This alog has been edited.

I think that we have understood one of reason that we have had trouble with the stability of our DARM loop over the last few months, which I've tried to explain in a dcc note: T1900148.  The summary is that we are using length to angle decoupling, and because our spot positions are far off center we also are using gains of about 5 in the angle to length decoupling on the ETX PUM (a DARM actuator) to avoid having the angular drive show up in length.  Since the output of the length to angle decoupling doesn't go through the angle to length decoupling filter, the output of that filter couples to DARM through the spot mis centering, which has been large enough to cause instabilities and calibration problems.  

• There is a systematic error in the calibration model of the PUM actuator, 47979, which is not seen when the measurement is made bypassing the drivealign matrix (driving at test)
• The DARM loop has been unstable at 8-9 Hz with the L2P and L2Y decoupling filters off, 47824  This seems likely to be a crossover instability similar to what we might have seen when the PUM gain was lowered to 15 over the weekend: PUM gain lower model

There have been several problems with the stability of the DARM loop over the last few months that might be explained by this, including the 4.2 Hz instability, which was initially solved by adding a boost to the PUM lock filter (47164) but has come back in the last few weeks, There have also been several attempts to change the DARM loop in ways that should have been stable according to the model but weren't, this effect is probably contributing to that difficulty.

This morning Niko and Jenne have been struggling with 4.2 Hz locklosses again, so we took a guess that turning off the L2P and L2Y might help fix the problems at 4.2 Hz, and that turning off the boost in the PUM stage would give us more phase margin for the crossover around 8 Hz and might help us avoid the locklosses we've had with the L2A off.  So far it seems that this is working.  If we can run like this it would make the calibration more accurate and make understanding our DARM loop easier. 

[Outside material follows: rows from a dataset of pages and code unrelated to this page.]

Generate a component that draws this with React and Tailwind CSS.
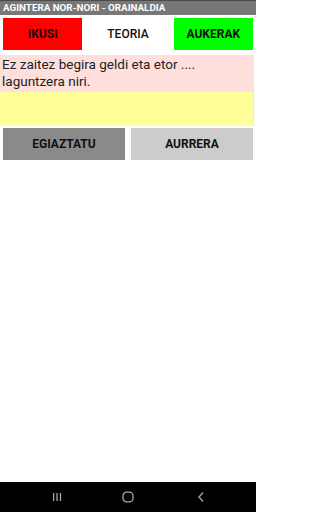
export default function App() {
  return (
    <div className="w-[256px] h-[512px] bg-white flex flex-col overflow-hidden" style={{ fontFamily: "Roboto, 'Liberation Sans', sans-serif" }}>
      <div className="h-[15px] bg-[#777777] border-t border-[#4a4a4a] flex items-center px-[3px]">
        <span className="text-white text-[9.8px] font-bold leading-none">AGINTERA NOR-NORI - ORAINALDIA</span>
      </div>
      <div className="grid grid-cols-3 mt-[3px]">
        <div className="mx-[3px] h-[32px] bg-[#ff0000] flex items-center justify-center text-[12px] font-bold text-[#111]">IKUSI</div>
        <div className="mx-[3px] h-[32px] flex items-center justify-center text-[12px] font-medium text-[#111]">TEORIA</div>
        <div className="mx-[3px] h-[32px] bg-[#00ff00] flex items-center justify-center text-[12px] font-bold text-[#111]">AUKERAK</div>
      </div>
      <div className="mt-[5px] mr-[2px] border-r border-[#e6e6e6]">
        <div className="bg-[#ffdfdb] h-[37px] px-[2px] pt-[1px] text-[13.5px] leading-[17px] text-[#222]">
          Ez zaitez begira geldi eta etor ....<br />laguntzera niri.
        </div>
        <div className="bg-[#ffff99] h-[34px]"></div>
      </div>
      <div className="grid grid-cols-2 mt-[2px]">
        <div className="mx-[3px] h-[32px] bg-[#8a8a8a] flex items-center justify-center text-[12px] font-bold text-[#111]">EGIAZTATU</div>
        <div className="mx-[3px] h-[32px] bg-[#cccccc] flex items-center justify-center text-[12px] font-bold text-[#111]">AURRERA</div>
      </div>
      <div className="flex-1"></div>
      <div className="h-[30px] bg-black flex items-center">
        <div className="w-[52px]"></div>
        <svg width="10" height="10" viewBox="0 0 10 10">
          <rect x="1" y="1" width="1.3" height="8" fill="#a8a8a8" />
          <rect x="4.4" y="1" width="1.3" height="8" fill="#a8a8a8" />
          <rect x="7.8" y="1" width="1.3" height="8" fill="#a8a8a8" />
        </svg>
        <div className="w-[60px]"></div>
        <svg width="12" height="12" viewBox="0 0 12 12">
          <rect x="1" y="1.2" width="10" height="9.6" rx="3.6" fill="none" stroke="#a8a8a8" strokeWidth="1.3" />
        </svg>
        <div className="w-[63px]"></div>
        <svg width="8" height="12" viewBox="0 0 8 12">
          <path d="M6 1.5 L2 6 L6 10.5" fill="none" stroke="#a8a8a8" strokeWidth="1.3" />
        </svg>
      </div>
    </div>
  );
}
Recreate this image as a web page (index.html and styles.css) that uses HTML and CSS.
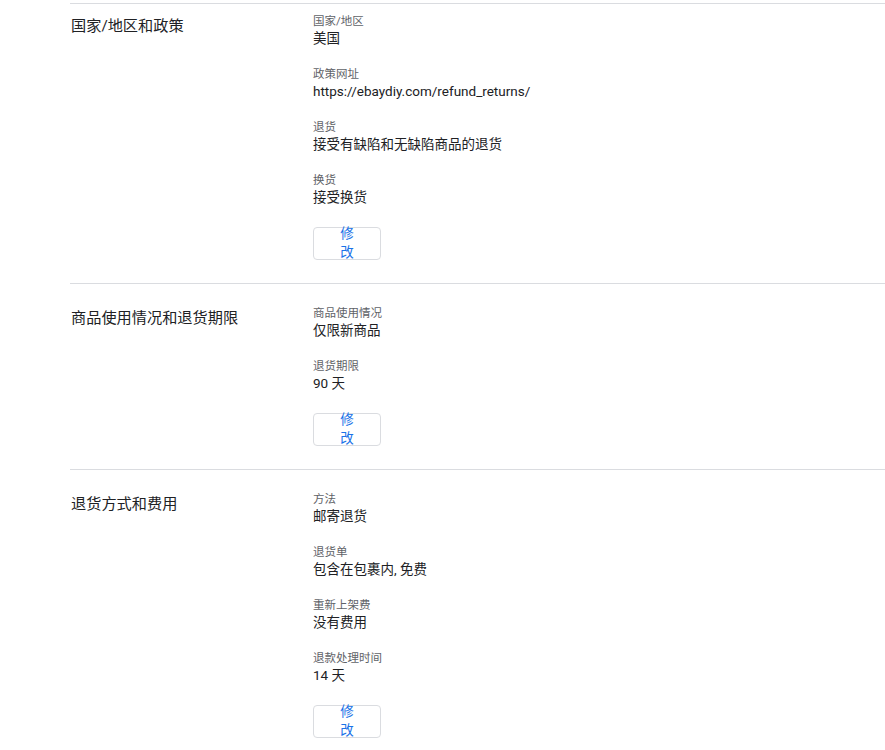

The two most obvious ways to get rid of this parallel DARM actuation path are to set the A2L gains to zero, and turning off the L2A decoupling.  We don't want to set the A2L gains to zero because we do not want the spot to be centered on the optic (power recycling gain, point absorbers). We would expect that turning off the L2A decoupling will increase the size of the ASC control signals.  We have never had accurate measurements for the length to angle decoupling above 2.5 Hz, these filters are rolled off at around 10 Hz. 

Some other conclusions from thinking about these cross couplings more: (updated)

• Making the L2A filters more accurate to higher frequencies doesn't get rid of the cross coupling to length. Rolling the filters off faster (even if that makes them less accurate) would help.  
• If the output of the length to angle filters are summed into the angle drives at the input to the drivealign matrix, this would reduce the unintended length actuation at frequencies where the angle to length decoupling is accurate.  This becomes more important the further our spots are from the center of the opitc. 
• We could copy the L2L filter into the L2A banks, so that it can just be updated if the L2L filter is changed with out revisiting the decoupling.  (Not doing this might be the reason we have had difficulty any time that we have tried to make changes in the L2L filters).
• If we want to do frequency dependent angle to length decoupling, and continue to be able to move the spots around, we could use two parallel filters in the place where P2L and Y2L are currently.  (some modeling might be helpful to decide how important this is).